Minha primeira viagem à Argentina foi um desastre, devido a tantos olhares, e naquele eu tempo eu não tinha a maturidade que tenho hoje. Achava que era racismo, achava que queriam me humilhar. Surtei.

Segunda viagem também. Até que um dia, uma tia do meu marido, me explicou o tanto que as pessoas me olhavam em Mendoza, era por que eu era exótica. Custei a acreditar. Custei a entender. Mas ela me fez ver do jeitinho sábio dela, que o exótico é algo diferente. O “belo diferente”.

Não tem muitos negros na Argentina, e eles não disfarçavam a surpresa quando me viam nas ruas. Certa vez, uma argentina se aproximou na fila do supermercado, eu estando com os cabelos armados e esvoaçados pelo vento, os cachos caindo pela cara por eu ter dado a prancha, e me confessou que inveja a minha cor, como era viva, como tinha expressão.

Racismo

Hoje com a cabeça que tenho, acho que há racismo só se você permitir. Se uma pessoa acha que sou inferior por eu ser:

  • negra,
  • alta,
  • magra,
  • gorda,
  • branca,
  • amarela,
  • loira
  • ou ruiva.

A única coisa que posso sentir por esta pessoa é PENA. Não sinto ódio, rancor e magoa como antes sentia. Sinto pena. Pena pelo fato de ser atrasado. De ser uma pessoa intolerante. E burra. Ninguém é inferior ou superior a ninguém. É apenas mais uma pessoa que não teve valores morais passados pela família. Com quem eu não terei nem mesmo a vontade de ter um relacionamento. Sempre escolhemos com quem queremos nos relacionar, pessoas que nos acrescentam. Pessoas que nos fazem especiais e nos as fazemos serem especiais.

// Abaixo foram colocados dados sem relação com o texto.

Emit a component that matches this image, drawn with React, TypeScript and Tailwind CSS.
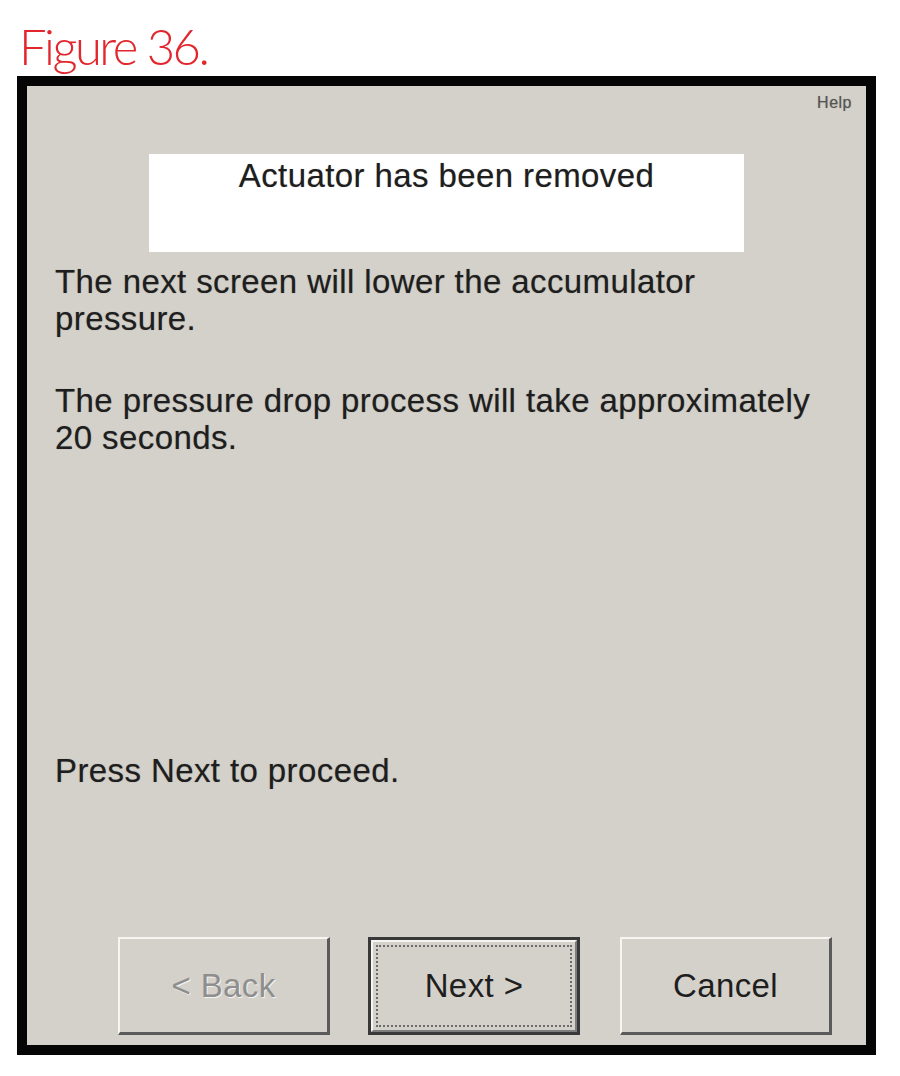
export default function App() {
  return (
    <div className="w-[900px] h-[1076px] bg-white [font-family:'Liberation_Sans',Arial,sans-serif]">
      <h1 className="pl-[19px] pt-[17px] h-[76px] leading-[59px] text-[49px] font-light tracking-[-2.5px] text-[#e1262d] [font-family:Lato,sans-serif]">
        Figure 36.
      </h1>

      <div className="ml-[17px] w-[859px] h-[979px] border-[10px] border-[#050505] bg-[#d4d0ca] flex flex-col text-[#1e1e1e] [text-shadow:0_0_1px_rgba(0,0,0,0.35)]">
        <div className="pt-[8px] pr-[14px] text-right text-[16px] leading-[18px] tracking-[0.5px] text-[#555]">
          Help
        </div>

        <div className="mt-[42px] mx-auto w-[595px] h-[98px] bg-white pt-[3px] text-center text-[33px] leading-[37px] tracking-[0.4px]">
          Actuator has been removed
        </div>

        <div className="pl-[28px] text-[33px] leading-[37px] tracking-[0.4px]">
          <p className="mt-[11px]">
            The next screen will lower the accumulator
            <br />
            pressure.
          </p>
          <p className="mt-[45px]">
            The pressure drop process will take approximately
            <br />
            20 seconds.
          </p>
          <p className="mt-[296px]">Press Next to proceed.</p>
        </div>

        <div className="mt-auto pb-[10px] pl-[91px] flex">
          <button
            type="button"
            disabled
            className="w-[212px] h-[98px] border-t-2 border-l-2 border-b-[3px] border-r-[3px] border-t-[#f6f5f1] border-l-[#f6f5f1] border-b-[#5b5b5b] border-r-[#5b5b5b] text-[33px] tracking-[0.4px] text-[#8e8e8e] [text-shadow:1px_1px_0_#f4f3ef]"
          >
            &lt; Back
          </button>

          <button
            type="button"
            className="ml-[38px] w-[212px] h-[98px] border-[3px] border-[#383838] flex"
          >
            <span className="flex-1 flex border-t-2 border-l-2 border-b-2 border-r-2 border-t-[#f6f5f1] border-l-[#f6f5f1] border-b-[#7d7d7d] border-r-[#7d7d7d]">
              <span className="flex-1 m-[3px] border-2 border-dotted border-[#6a6a6a] flex items-center justify-center text-[33px] tracking-[0.4px] text-[#1e1e1e]">
                Next &gt;
              </span>
            </span>
          </button>

          <button
            type="button"
            className="ml-[40px] w-[212px] h-[98px] border-t-2 border-l-2 border-b-[3px] border-r-[3px] border-t-[#f6f5f1] border-l-[#f6f5f1] border-b-[#5b5b5b] border-r-[#5b5b5b] text-[33px] tracking-[0.4px] text-[#1e1e1e]"
          >
            Cancel
          </button>
        </div>
      </div>
    </div>
  );
}
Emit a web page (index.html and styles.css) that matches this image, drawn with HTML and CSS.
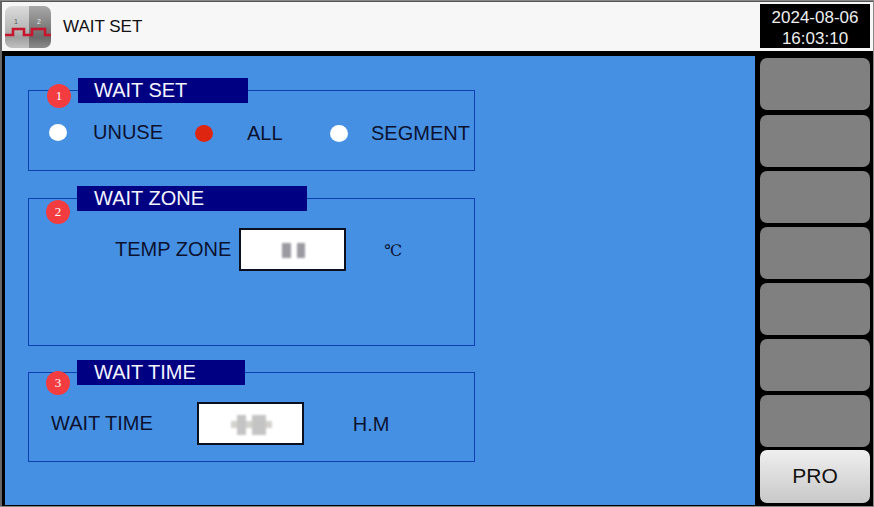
FILE: index.html
```html
<!DOCTYPE html>
<html lang="en">
<head>
    <meta charset="UTF-8">
    <meta name="viewport" content="width=device-width, initial-scale=1.0">
    <title>WAIT SET</title>
    <link rel="stylesheet" href="styles.css">
</head>
<body>
    <div class="screen">
        <div class="topbar">
            <svg class="logo" width="46" height="42" viewBox="0 0 46 42">
                <defs>
                    <linearGradient id="logoLeft" x1="0" y1="0" x2="0" y2="1">
                        <stop offset="0" stop-color="#dcdcdc"/>
                        <stop offset="0.6" stop-color="#b4b4b4"/>
                        <stop offset="0.75" stop-color="#a0a0a0"/>
                        <stop offset="1" stop-color="#c0c0c0"/>
                    </linearGradient>
                    <linearGradient id="logoRight" x1="0" y1="0" x2="0" y2="1">
                        <stop offset="0" stop-color="#a8a8a8"/>
                        <stop offset="0.6" stop-color="#767676"/>
                        <stop offset="0.75" stop-color="#6a6a6a"/>
                        <stop offset="1" stop-color="#8c8c8c"/>
                    </linearGradient>
                    <clipPath id="logoClip"><rect width="46" height="42" rx="7"/></clipPath>
                </defs>
                <g clip-path="url(#logoClip)">
                    <rect width="24" height="42" fill="url(#logoLeft)"/>
                    <rect x="24" width="22" height="42" fill="url(#logoRight)"/>
                    <text x="9" y="18" class="logo-num num-dark">1</text>
                    <text x="32" y="18" class="logo-num">2</text>
                    <path d="M0 29H8V23H19V29H27V23H40V29H46" fill="none" stroke="#c8142c" stroke-width="2.6"/>
                </g>
            </svg>
            <span class="page-title">WAIT SET</span>
            <div class="clock">
                <div>2024-08-06</div>
                <div>16:03:10</div>
            </div>
        </div>

        <div class="main">
            <div class="panel">
                <div class="group group-set">
                    <span class="badge">1</span>
                    <div class="group-title title-set">WAIT SET</div>
                    <div class="radios">
                        <span class="radio first"></span>
                        <span class="radio-label label-unuse">UNUSE</span>
                        <span class="radio on"></span>
                        <span class="radio-label label-all">ALL</span>
                        <span class="radio"></span>
                        <span class="radio-label label-seg">SEGMENT</span>
                    </div>
                </div>

                <div class="group group-zone">
                    <span class="badge">2</span>
                    <div class="group-title title-zone">WAIT ZONE</div>
                    <div class="field-row zone-row">
                        <span>TEMP ZONE</span>
                        <div class="value">
                            <span class="blur blur-a"></span>
                            <span class="blur blur-b"></span>
                        </div>
                        <span class="unit-c">&#8451;</span>
                    </div>
                </div>

                <div class="group group-time">
                    <span class="badge">3</span>
                    <div class="group-title title-time">WAIT TIME</div>
                    <div class="field-row time-row">
                        <span>WAIT TIME</span>
                        <div class="value">
                            <span class="blur blur-c"></span>
                            <span class="blur blur-d"></span>
                            <span class="blur blur-e"></span>
                        </div>
                        <span class="unit-hm">H.M</span>
                    </div>
                </div>
            </div>

            <div class="side">
                <div class="side-btn first"></div>
                <div class="side-btn"></div>
                <div class="side-btn"></div>
                <div class="side-btn"></div>
                <div class="side-btn"></div>
                <div class="side-btn"></div>
                <div class="side-btn"></div>
                <div class="side-btn pro">PRO</div>
            </div>
        </div>
    </div>
</body>
</html>
```

FILE: styles.css
```css
* {
    margin: 0;
    padding: 0;
    box-sizing: border-box;
    font-family: 'Liberation Sans', Arial, sans-serif;
}
body {
    background-color: #888;
    overflow: hidden;
}
.screen {
    width: 873px;
    height: 505px;
    margin-top: 1px;
    border-top: 1px solid #555;
    border-left: 2px solid #666;
    background-color: #000;
    display: flex;
    flex-direction: column;
}
.topbar {
    height: 49px;
    background-color: #f7f7f7;
    display: flex;
    align-items: center;
    padding: 0 3px;
    flex-shrink: 0;
}
.logo {
    flex-shrink: 0;
}
.logo-num {
    font-size: 7px;
    fill: #eee;
}
.logo-num.num-dark {
    fill: #555;
}
.page-title {
    font-size: 17px;
    color: #111;
    margin: 1px 0 0 12px;
}
.clock {
    margin-left: auto;
    margin-bottom: 1px;
    width: 110px;
    height: 44px;
    background-color: #000;
    color: #eee;
    font-size: 17px;
    line-height: 21px;
    text-align: center;
    padding-top: 3px;
}
.main {
    flex: 1;
    display: flex;
    padding: 5px 3px 1px 3px;
    gap: 5px;
}
.panel {
    width: 750px;
    background-color: #4690e4;
    padding: 34px 0 0 23px;
}
.group {
    position: relative;
    width: 447px;
    border: 1px solid #0c3fb0;
}
.group-set {
    height: 81px;
}
.group-zone {
    height: 148px;
    margin-top: 27px;
}
.group-time {
    height: 90px;
    margin-top: 26px;
}
.group-title {
    position: absolute;
    top: -13px;
    left: 48px;
    height: 25px;
    line-height: 25px;
    background-color: #000082;
    color: #f4f4ff;
    font-size: 20px;
    padding-left: 17px;
}
.title-set {
    left: 49px;
    width: 170px;
    padding-left: 16px;
}
.title-zone {
    width: 230px;
}
.title-time {
    width: 168px;
}
.badge {
    position: absolute;
    left: 18px;
    top: -7px;
    width: 24px;
    height: 24px;
    border-radius: 50%;
    background-color: #f23c40;
    color: #fff;
    font-family: 'Liberation Serif', serif;
    font-size: 13px;
    line-height: 24px;
    text-align: center;
    z-index: 1;
}
.group-zone .badge {
    left: 17px;
    top: 1px;
}
.group-time .badge {
    left: 17px;
    top: -2px;
}
.radios {
    display: flex;
    align-items: center;
    padding: 31px 0 0 20px;
    font-size: 20px;
    color: #0b1230;
}
.radio {
    width: 18px;
    height: 17px;
    border-radius: 50%;
    background-color: #fff;
    flex-shrink: 0;
}
.radio.first {
    margin-top: -2px;
}
.radio.on {
    background-color: #dd2510;
}
.radio-label {
    line-height: 24px;
}
.label-unuse {
    margin: -3px 0 0 26px;
    width: 102px;
}
.label-all {
    margin: -1px 0 0 34px;
    width: 83px;
}
.label-seg {
    margin: -1px 0 0 23px;
}
.field-row {
    display: flex;
    align-items: center;
    font-size: 20px;
    color: #0b1230;
}
.zone-row {
    padding: 29px 0 0 86px;
}
.time-row {
    padding: 29px 0 0 22px;
}
.value {
    width: 107px;
    height: 43px;
    background-color: #fff;
    border: 2px solid #0a1020;
    position: relative;
    flex-shrink: 0;
}
.zone-row .value {
    margin-left: 8px;
}
.time-row .value {
    margin-left: 44px;
}
.blur {
    position: absolute;
    filter: blur(1.2px);
}
.blur-a,
.blur-b {
    top: 13px;
    height: 15px;
    background-color: #9a9aa0;
}
.blur-a {
    left: 41px;
    width: 9px;
}
.blur-b {
    left: 56px;
    width: 8px;
}
.blur-c {
    left: 32px;
    top: 17px;
    width: 41px;
    height: 7px;
    background-color: #d4d2ce;
}
.blur-d,
.blur-e {
    top: 11px;
    height: 20px;
    background-color: #c4c4c4;
}
.blur-d {
    left: 38px;
    width: 9px;
}
.blur-e {
    left: 53px;
    width: 14px;
}
.unit-c {
    margin-left: 38px;
    font-family: 'DejaVu Serif', 'Liberation Serif', serif;
    font-size: 16px;
    font-weight: 300;
    margin-top: 2px;
}
.unit-hm {
    margin-left: 49px;
    margin-top: 2px;
}
.side {
    flex: 1;
    display: flex;
    flex-direction: column;
    gap: 4px;
    padding: 2px 0 0 0;
}
.side-btn {
    width: 110px;
    height: 52px;
    flex-shrink: 0;
    background-color: #808080;
    border-radius: 7px;
}
.side-btn.first {
    margin-bottom: 1px;
}
.side-btn.pro {
    height: 53px;
    margin-top: -1px;
    background: linear-gradient(#efefef, #c8c8c8);
    color: #111;
    font-size: 21px;
    line-height: 52px;
    text-align: center;
}
```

Hoje sou respeitada pela minha família, por dois motivos:

  1. Primeiro por eu me pôr no meu lugar, e se tiver de bater de frente pelo que acredito eu bato de frente;
  2. e segundo que o marido que eles achavam que iriam me tratar como empregadinha, me trata como uma rainha.

Hoje, todos o respeitam e gostam dele, o aceitam muito bem, e talvez até a forma como ocorresse essa a aceitação, se pareça a um filme de comédia.